A mulher dos seus sonhos pode ser a bibliotecária com pernas de louça que faz você babar sobre o tratado de anatomia humana, uma criatura adorável, com beleza acima da média, que se equilibra na escada, na ponta dos pés, enquanto procura por “Crime e Castigo”. Não fique fera comigo. Pode ser que a mulher dos seus sonhos prefira ler fanzines, comer maçã-do-amor em feiras agropecuárias e nunca tenha ouvido falar em Dostoiévski. Somos dois. Aliás, somos vários. Eu também não li “Crime e Castigo”, dentre outros clássicos da literatura mundial. Antes de não morrer de amores por você, eu preciso confessar: em matéria de educação, cultura e bons modos, não sou a última Coca-Cola gelada do deserto.

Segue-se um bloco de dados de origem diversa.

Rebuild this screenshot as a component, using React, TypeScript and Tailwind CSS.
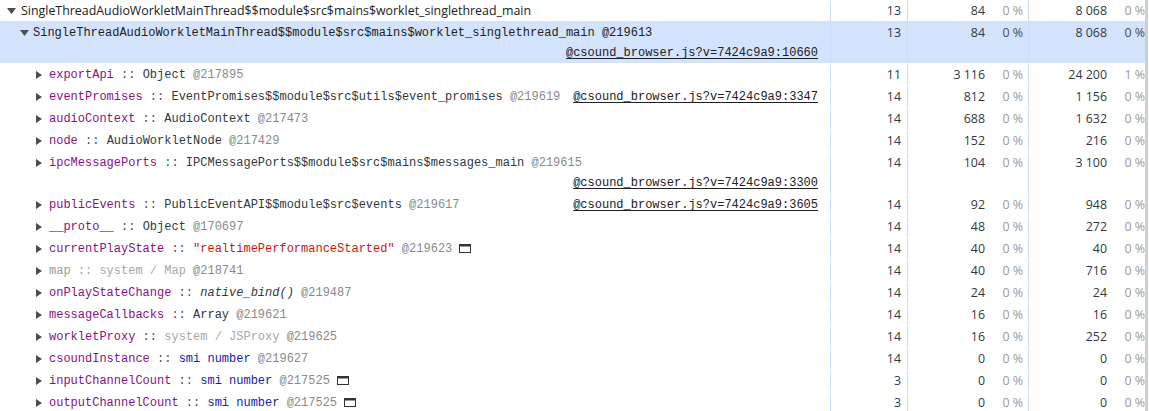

Por falar em bebidas, a mulher dos seus sonhos pode ser uma bartender que lhe prepara uns drinks, que ouve as suas histórias vazias de bêbado, que comenta que você já bebeu demais, que devia dar um tempo e ir embora para casa dormir. A mulher dos seus sonhos, pode ter certeza, não vai lhe deixar pregar os olhos. Pode ser que ela seja a moça simples, nascida e criada no interior do país, alguém que nunca voou de avião, não possui Instagram e jamais viu o mar. A mulher dos seus sonhos poderá ser, não duvide, uma cidadã ordinária, uma humilde companheira com Ensino Médio Incompleto, uma amante completa, impensável, que vai fazer você navegar impreciso por mares nunca dantes navegados.